Despite warnings from experts to change its approach to testing and plan for a possible outbreak before relaxing restrictions, the ministry has been working on measures to gradually lift movement restrictions by demarcating the country into “red”, “yellow” and “green” zones depending on the risk of a Covid-19 outbreak an area faces.
Hotspots where outbreaks have already occurred, such as Bhulke in Udayapur, are to be designated “red zones”. Similarly districts in the Tarai, especially in provinces 1, 2, 5 and Sudurpaschim, are to be designated yellow zones, considering the high risk for a possible outbreak.
But experts warn that an area should not be designated a green zone just because it has reported few positive cases. “Data on positive cases is needed to seal some areas, but we also need data on negative cases to declare an area a green zone,” Koirala told the Post. “We said that green zones cannot be declared only on the basis of zero reported positive cases.”
It’s not just the government that has to change the way it looks at the epidemic, the people also need to take it seriously if lockdown rules are to be relaxed, experts say.
Subedee said that change in behaviour should be the new normal in the post-lockdown period.

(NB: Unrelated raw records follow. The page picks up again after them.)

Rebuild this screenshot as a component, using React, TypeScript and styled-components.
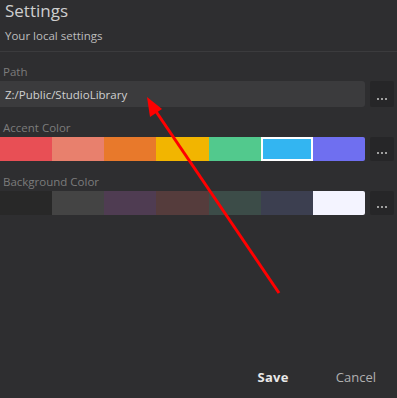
import React from "react";
import styled, { createGlobalStyle } from "styled-components";

const Global = createGlobalStyle`
  html, body { margin: 0; padding: 0; background: #2e2e30; }
  body { font-family: "Open Sans", "DejaVu Sans", sans-serif; }
`;

const Page = styled.div`
  position: relative;
  width: 397px;
  height: 398px;
  background: #2e2e30;
  display: flex;
  flex-direction: column;
  overflow: hidden;
`;

const Header = styled.div`
  display: flex;
  flex-direction: column;
  padding: 0 5px;
  height: 52px;
  border-bottom: 1px solid #3b3b3d;
  box-sizing: border-box;
`;

const Title = styled.div`
  font-size: 17px;
  line-height: 22px;
  color: #cfcfcf;
`;

const Subtitle = styled.div`
  font-size: 11.5px;
  line-height: 16px;
  color: #bdbdbd;
  margin-top: 6px;
`;

const Body = styled.div`
  display: flex;
  flex-direction: column;
  padding: 12px 3px 0 0;
`;

const Field = styled.div`
  display: flex;
  flex-direction: column;
  margin-bottom: 13px;
`;

const Label = styled.div`
  font-size: 11.5px;
  line-height: 16px;
  color: #7c7c7c;
  padding-left: 3px;
  margin-bottom: 1px;
`;

const Row = styled.div<{ $h: number }>`
  display: flex;
  align-items: stretch;
  gap: 5px;
  height: ${(p) => p.$h}px;
`;

const Input = styled.div`
  flex: 1;
  background: #3b3b3d;
  border-radius: 0 3px 3px 0;
  color: #d0d0d0;
  font-size: 11.5px;
  display: flex;
  align-items: center;
  padding-left: 5px;
`;

const Swatches = styled.div`
  flex: 1;
  display: grid;
  grid-template-columns: repeat(7, 1fr);
  border-radius: 0 2px 2px 0;
  overflow: hidden;
`;

const Swatch = styled.div<{ $color: string; $selected?: boolean }>`
  background: ${(p) => p.$color};
  box-sizing: border-box;
  border: ${(p) => (p.$selected ? "2px solid #ffffff" : "none")};
`;

const MoreButton = styled.div`
  width: 24px;
  background: #262628;
  border-radius: 2px;
  display: flex;
  align-items: flex-end;
  justify-content: center;
  gap: 2px;
  padding-bottom: 7px;
  box-sizing: border-box;
`;

const Dot = styled.span`
  width: 2px;
  height: 2px;
  background: #a0a0a0;
`;

const Footer = styled.div`
  margin-top: auto;
  display: flex;
  justify-content: flex-end;
  align-items: center;
  height: 42px;
  padding-right: 21px;
  gap: 47px;
`;

const Button = styled.div<{ $primary?: boolean }>`
  font-size: 13px;
  font-weight: ${(p) => (p.$primary ? 700 : 400)};
  color: ${(p) => (p.$primary ? "#e8e8e8" : "#b0b0b0")};
  letter-spacing: ${(p) => (p.$primary ? "0.3px" : "0")};
`;

const Overlay = styled.svg`
  position: absolute;
  left: 0;
  top: 0;
  pointer-events: none;
`;

const accent = ["#e84f55", "#e8806d", "#e8792b", "#f2b500", "#52c98d", "#33b5f1", "#6f6ff0"];
const bgs = ["#282828", "#444444", "#4f3c52", "#553c3c", "#3c4c48", "#3c3f50", "#f4f4ff"];

function More() {
  return (
    <MoreButton>
      <Dot />
      <Dot />
      <Dot />
    </MoreButton>
  );
}

export default function App() {
  return (
    <Page>
      <Global />
      <Header>
        <Title>Settings</Title>
        <Subtitle>Your local settings</Subtitle>
      </Header>
      <Body>
        <Field>
          <Label>Path</Label>
          <Row $h={26}>
            <Input>Z:/Public/StudioLibrary</Input>
            <More />
          </Row>
        </Field>
        <Field>
          <Label>Accent Color</Label>
          <Row $h={24}>
            <Swatches>
              {accent.map((c, i) => (
                <Swatch key={c} $color={c} $selected={i === 5} />
              ))}
            </Swatches>
            <More />
          </Row>
        </Field>
        <Field>
          <Label>Background Color</Label>
          <Row $h={24}>
            <Swatches>
              {bgs.map((c) => (
                <Swatch key={c} $color={c} />
              ))}
            </Swatches>
            <More />
          </Row>
        </Field>
      </Body>
      <Footer>
        <Button $primary>Save</Button>
        <Button>Cancel</Button>
      </Footer>
      <Overlay width="397" height="398" viewBox="0 0 397 398">
        <line x1="279" y1="293" x2="155" y2="110" stroke="#ff0000" strokeWidth="3" />
        <polygon points="147,97 150,117 162,109" fill="#ff0000" />
      </Overlay>
    </Page>
  );
}
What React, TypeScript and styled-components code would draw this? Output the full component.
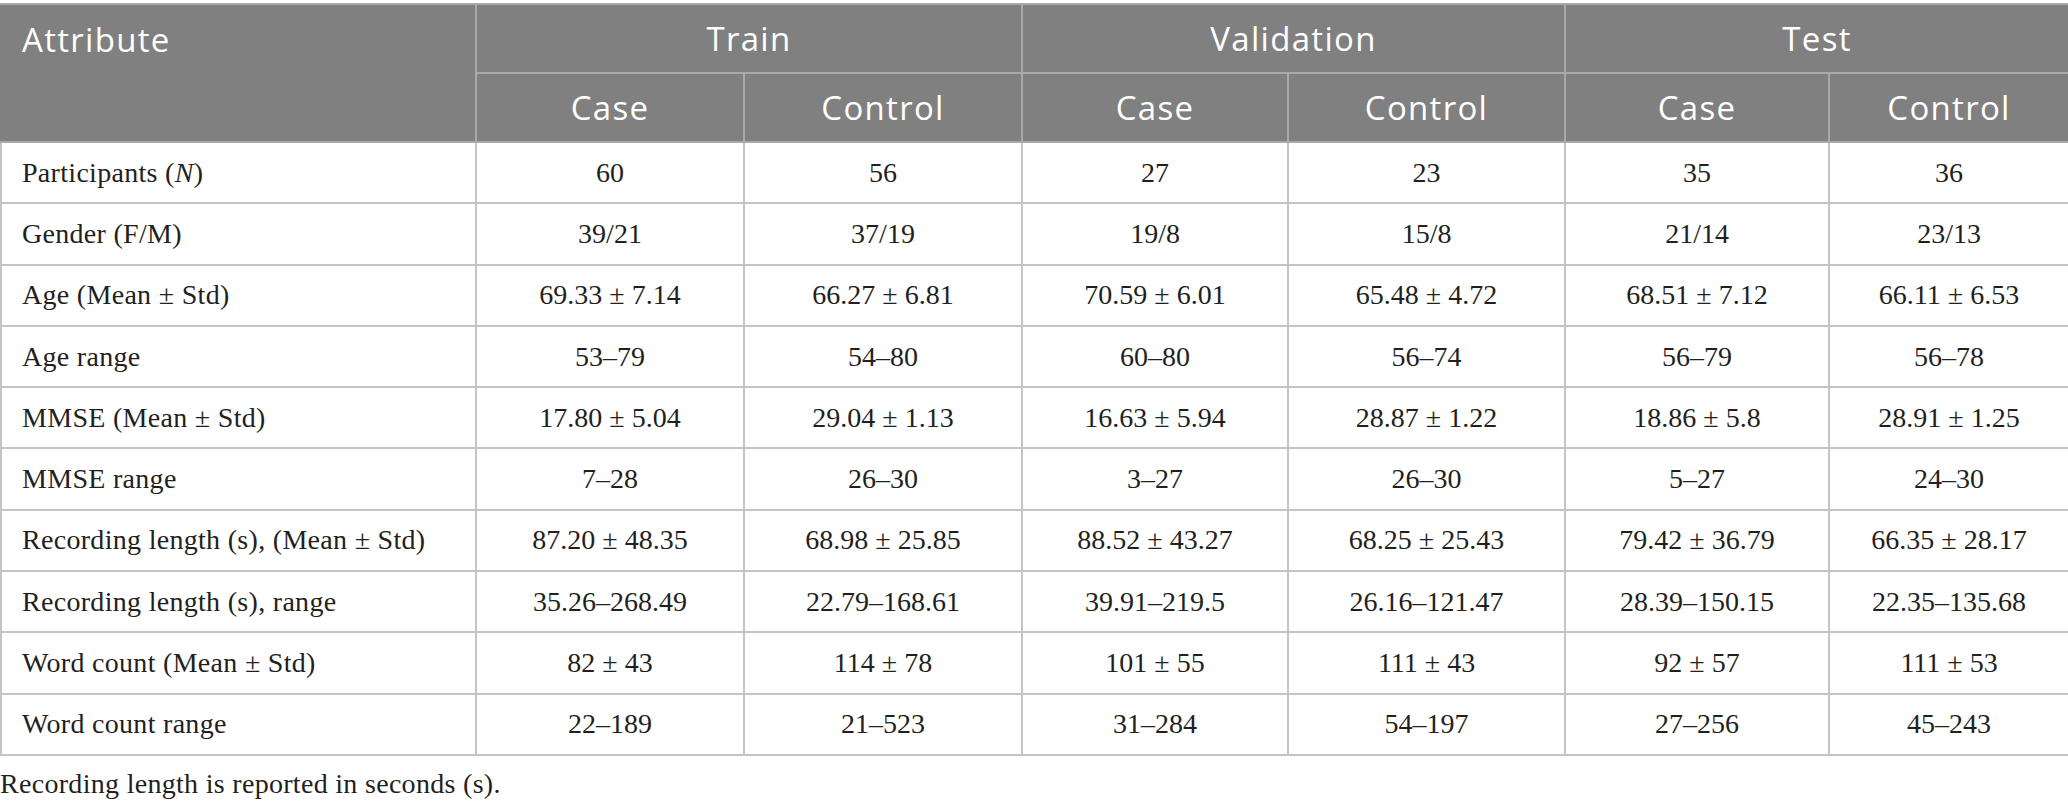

Hand washing, using masks, avoiding crowds, and maintaining social distance should be enforced strictly even after the government lifts some restrictions or relaxes the ongoing lockdown.
Dr Senandra Upreti, former secretary at the ministry of health, said that it will be disastrous if people don’t change their behaviour. "People might think that they are immune to the deadly disease and behave like in the past." Upreti told the Post. "We do not have vaccines and treatment to make our people immune to the disease. "We should either be ready to die or change our behaviour. "
Likewise, experts have suggested that the government notify businesses to start preparing to re-open if it plans to lift some restrictions. Such a notice would allow them to prepare their infrastructure to maintain sanitary conditions and physical distance between co-workers.
The health ministry said discussions held on Sunday on the fate of the lockdown could not reach a conclusion. "Some experts suggested that the lockdown be continued until it is lifted in India," Dr Roshan Pokhrel, chief specialist at the ministry, told the Post.
The discussions are to continue on Monday and Tuesday.